Three-Year-Old Must Eat Cream Cheese in order to Talk
For three-year-old Fields Taylor, cream cheese is a staple in her diet. Although this type of diet might sound disgusting to many people especially since it is for such a young girl, Taylor needs it to help her function as normally as possible. Taylor, who is from Melton Mowbray, Leicestershire in England, suffers from a rare condition known as GLUT1 Deficiency Syndrome.

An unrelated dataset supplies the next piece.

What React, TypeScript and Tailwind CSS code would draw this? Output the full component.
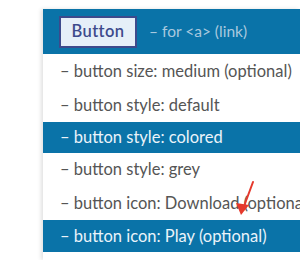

GLUT1 Deficiency Syndrome has only been confirmed in around 300 cases since its discovery in 1991. There are currently 25 people from the United Kingdom who has this genetic disorder. People with GLUT1 Deficiency Syndrome have a defect in the gene SLC2C1, which is responsible for producing the glucose transport protein type 1. This particular protein is in charge of transporting glucose, or sugar, from the blood and into the cells for energy. Since this defect prevents the cells from getting glucose, the brain ends up having no fuel to function. This leads to several symptoms that range from seizures and learning disorders to speech impairments and muscle twitches.
For Taylor, she could not speak. When Taylor reached 15 weeks old, her parents, Stevie and David noticed a twitch in her wrist. Following the twitch, Taylor had suffered a seizure at the hospital's waiting room. After one week, she was diagnosed with epilepsy. However, after a routine check up visit, doctors discovered that Taylor had GLUT1 Deficiency Syndrome. There is no cure for this defect but a ketogenic diet has been proven to work for several people.
A ketogenic diet is a very strict diet that involves calorie limits, high fat, minimal carbohydrates and no sugar. Sugar coming from all kinds of sources, such as toothpastes, is not allowed. If this diet is followed to the tee, it promotes the liver to produce keytones, which then act as an alternative source of fuel for the brain. Once Taylor's parents put her on this diet, one that requires her to eat a large amount of cream cheese, she began to talk.
"The first time I heard Fields say 'Mum' it was just wonderful," Stevie, 34, said. "I didn't really believe that something so simple as changing her diet could make such a big difference. The amount of Philadelphia she goes through is a bit mad but the effect it's had is amazing. It's just fabulous to know that she does have a voice inside her and we can finally communicate."